Rheumatoid arthritis

Renaissance rheumatology: even the saints weren’t spared arthritis


Art historians have been moonlighting as rheumatologists, diagnosing inflammatory arthritis in their subjects from the 15th century.

In an appraisal of a painting of Saint Louis of Toulouse by the Renaissance artist Bartolomeo Vivarini, Dr George Weisz and Professor William Albury of the University of New England, NSW, have highlighted the artist’s unusual depiction of arthritic hand deformities.

The painting, which dates from around 1465, portrays a young man in his 20s with obvious signs of inflammatory arthritis.

It was part of an altarpiece series, showing Saint Louis wearing bishop’s regalia over a simple friar’s robe. But unusually for an artist of the ‘Venetian school’, Bartolomeo’s painting shows accurate anatomical details including deformities in the fingers of both hands underneath thin gloves.

“The right little finger resembles clinodactyly and a number of the other fingers have proximal phalangeal joints swollen and flexed,” the historians note.

“The left hand shows camptodactyly in the last four fingers. There is no appearance of erythema, which might be covered under the gloves.”
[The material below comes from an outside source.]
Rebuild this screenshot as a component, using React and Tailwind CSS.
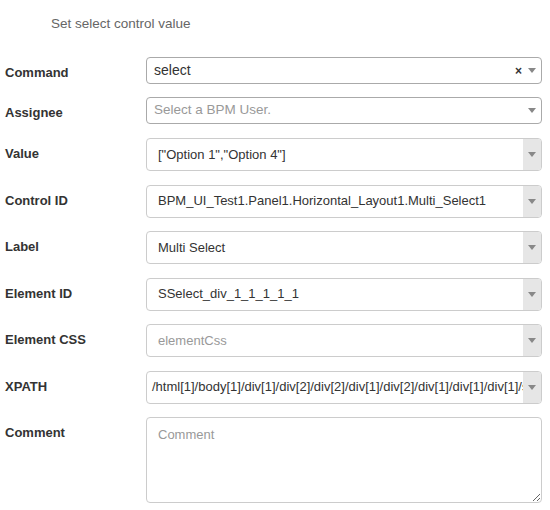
import React from 'react';

const font = { fontFamily: '"Liberation Sans", Arial, sans-serif' };

function Arrow() {
  return (
    <svg width="8" height="5" viewBox="0 0 8 5" className="shrink-0">
      <path d="M0 0 L8 0 L4 5 Z" fill="#888" />
    </svg>
  );
}

// select2-like box (Command, Assignee)
function Select2({ value, placeholder, clearable }) {
  return (
    <div className="flex-1 h-[27px] flex items-center border border-[#aaa] rounded-[4px] bg-white pl-[7px] pr-[5px]">
      <span className={`flex-1 truncate ${value ? 'text-[14px] text-[#333]' : 'text-[13.5px] text-[#999]'}`}>
        {value || placeholder}
      </span>
      {clearable && <span className="text-[12px] font-bold text-[#333] mr-[6px] leading-none">×</span>}
      <Arrow />
    </div>
  );
}

// input with gray dropdown button
function Combo({ value, placeholder, pad = 'pl-[11px]' }) {
  return (
    <div className="flex-1 h-[33px] flex border border-[#ccc] rounded-[4px] bg-white overflow-hidden">
      <div className={`flex-1 min-w-0 flex items-center ${pad} text-[13px] whitespace-nowrap overflow-hidden ${value ? 'text-[#333]' : 'text-[#999]'}`}>
        {value || placeholder}
      </div>
      <div className="w-[18px] shrink-0 bg-[#e6e6e6] flex items-center justify-center">
        <Arrow />
      </div>
    </div>
  );
}

function Row({ label, children }) {
  return (
    <div className="flex items-start">
      <div className="w-[141px] shrink-0 pt-[7px] leading-[18px] text-[13px] font-bold text-[#333]">{label}</div>
      {children}
    </div>
  );
}

export default function App() {
  return (
    <div className="w-[550px] h-[510px] bg-white pl-[5px] pr-[8px]" style={font}>
      <div className="pl-[46px] pt-[14px] h-[57px] text-[13.5px] text-[#666]">Set select control value</div>
      <div className="flex flex-col">
        <Row label="Command"><Select2 value="select" clearable /></Row>
        <div className="h-[13px]" />
        <Row label="Assignee"><Select2 placeholder="Select a BPM User." /></Row>
        <div className="h-[14px]" />
        <div className="flex flex-col gap-[13.5px]">
          <Row label="Value"><Combo value={'["Option 1","Option 4"]'} /></Row>
          <Row label="Control ID"><Combo value="BPM_UI_Test1.Panel1.Horizontal_Layout1.Multi_Select1" /></Row>
          <Row label="Label"><Combo value="Multi Select" /></Row>
          <Row label="Element ID"><Combo value="SSelect_div_1_1_1_1_1" /></Row>
          <Row label="Element CSS"><Combo placeholder="elementCss" /></Row>
          <Row label="XPATH">
            <Combo pad="pl-[5px]" value="/html[1]/body[1]/div[1]/div[2]/div[2]/div[1]/div[2]/div[1]/div[1]/div[1]/select[1]" />
          </Row>
          <Row label="Comment">
            <textarea
              placeholder="Comment"
              className="flex-1 h-[86px] border border-[#ccc] rounded-[4px] px-[11px] py-[7px] text-[13px] text-[#333] placeholder:text-[#999] outline-none"
              style={font}
            />
          </Row>
        </div>
      </div>
    </div>
  );
}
But they say it is not clear whether the arthritic hands are depictions of the real person’s pathology or imagined by the artist.

The paper, published in Rheumatology International, also highlights the depiction of osteoarthritis in a portrait of Saint Mark by the same artist.

This painting is of an older man who has significant osteoarthritis “evident in all joints of his hands, both the metacarpo-phalangeal and the interphalangeal ones. The joint enlargements suggest intraarticular pathology.”

“Once again, these arthritic features may have been present in the model’s hands or they may have been added for artistic reasons by Bartolomeo, who would sometimes exaggerate a figure’s joints and other bony protrusions,” the authors note.

They say it is unlikely that swellings of the finger joints would have been considered elegant in a painting, “so one may speculate whether these arthritic signs were included in the portraits of saints to indicate their endurance of suffering, or whether arthritic hands were so common in the population that they did not appear exceptional.”

But even in the 15th century inflammatory arthritis would not be to be expected to be common among younger people such as Saint Louis, they say.

“Since this saint’s biography is characterised by frequent illnesses, it seems probable that his deformed hands, protruding abdomen and sombre gaze toward the viewer all reinforced his identity as a young man who endured the ravages of disease throughout his brief life,” they conclude.